Photos: G20 Protests
Demonstrators converged on London's financial center to protest the opening of the G20 summit. (Photo: AP)

Some bankers went to work in casual wear Wednesday for fear they could be targeted.

A particularly ferocious balaclava-wearing mob broke into a closed RBS bank branch and stole keyboards, using them to break windows. Other protesters spray-painted graffiti on the RBS building, writing "Class War" and "Thieves." Mounted riot police eventually pushed them back.

Plastic bottles, raw eggs and bags of flour arced from group to group, reports CBS News' Peter Bluff from London. A policeman was hit on the head by a protester with a big stick.

There were surreal moments: Earlier in the morning, police impounded an armored personnel carrier - complete with what looked like a machine-gun turret - near London's Liverpool Street Station as slack-jawed office workers took pictures with their cell phones.

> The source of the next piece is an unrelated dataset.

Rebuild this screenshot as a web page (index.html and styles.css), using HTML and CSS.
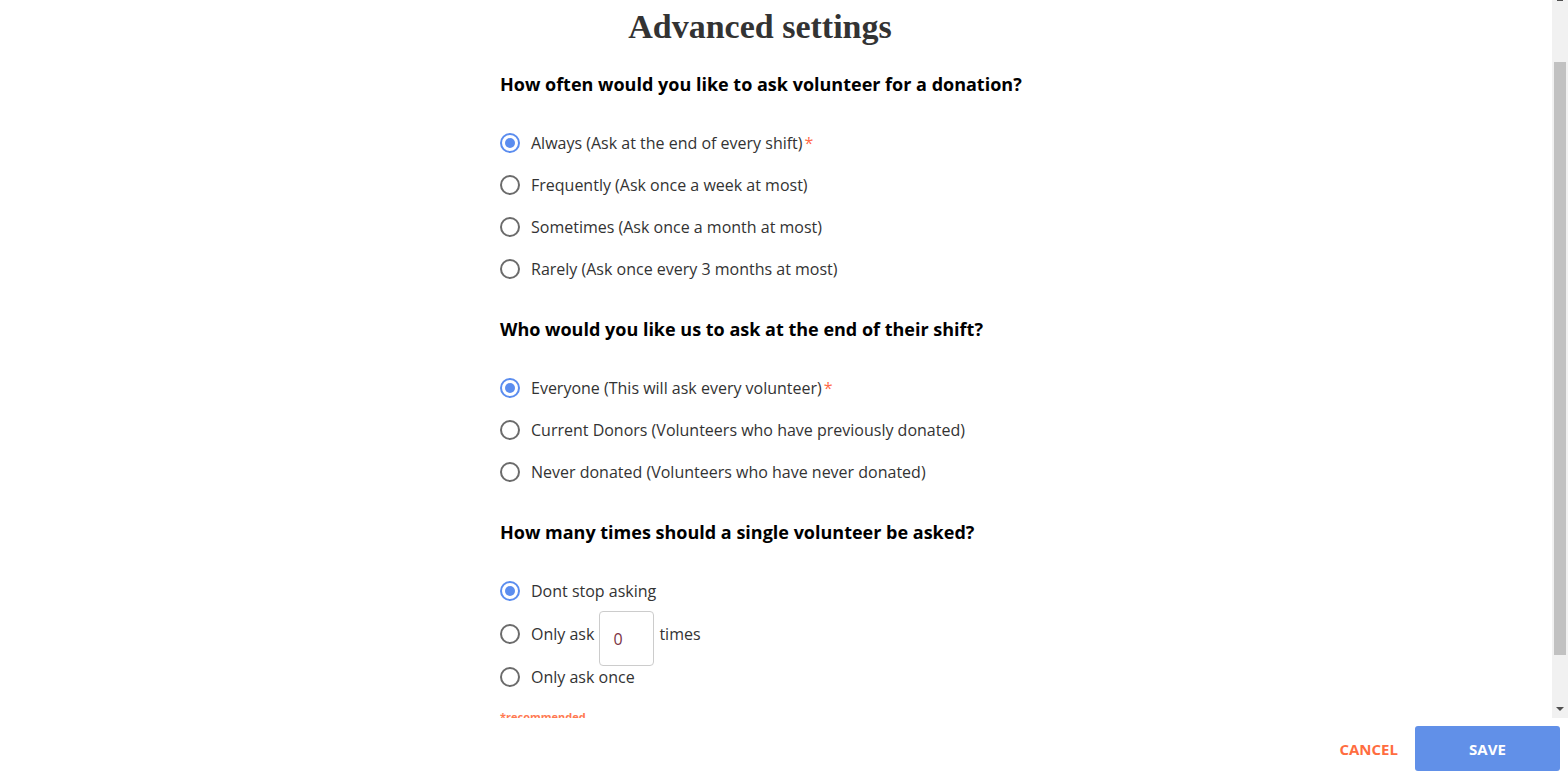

Police arrested 11 people aboard for possessing police uniforms, a Scotland Yard spokeswoman said. She offered no further detail on the incident.

Environmental protesters descended on the area around the European Climate Exchange around noon, and - in a matter of minutes - turned it into a tent city, complete with a pedal-powered sound system; a kitchen cooking baked beans; and compost toilets.

At least one police officer was hurt when a printer and other office equipment was thrown out of the RBS window. Hundreds cheered as a blue office chair was used to smash one of the blacked-out branch windows. One protester dressed as the Easter bunny managed to hop through the police cordon but was stopped before he could reach the Bank of England. Another black-clad demonstrator waved a light-saber toy at officers.

Sporadic protests rumbled on into the evening, as the rowdier elements tangled with riot police, tossing barricades and hurling bottles.

London equity analyst Viktor Gusman, 53, said he understood the protesters' anger but said it didn't put him off working in finance.

"This is what I do," he said, taking a cigarette break a block down from a police barricade. "I'm supporting my wife and mother and I don't know that it hurts anyone."

Anti-war demonstrators descended on the U.S. Embassy bearing signs that put a pacifist twist on Obama's trademark political message. "Quit Iraq and Afghanistan: Yes We Can!" one placard read.

Police helicopters hovered above as a separate protests — climate change and anti-war — started near Trafalgar Square.

"It seems like everything is in a mess," said protester Steve Johnson, 49, an unemployed construction worker.

One protester dressed as the Easter bunny managed to hop through the police cordon but was stopped before he could reach the Bank of England. Another black-clad demonstrator waved a fake light saber at officers.

More protests are planned in London for the G-20 meeting on Thursday.

Still, the London protests Wednesday were minor compared to those during a World Trade Organization meeting in Seattle in 1999, where some 50,000 people turned out and several hundred people were arrested.

Meanwhile, pro-Tibet demonstrators picketed the London hotel of Chinese President Hu Jintao.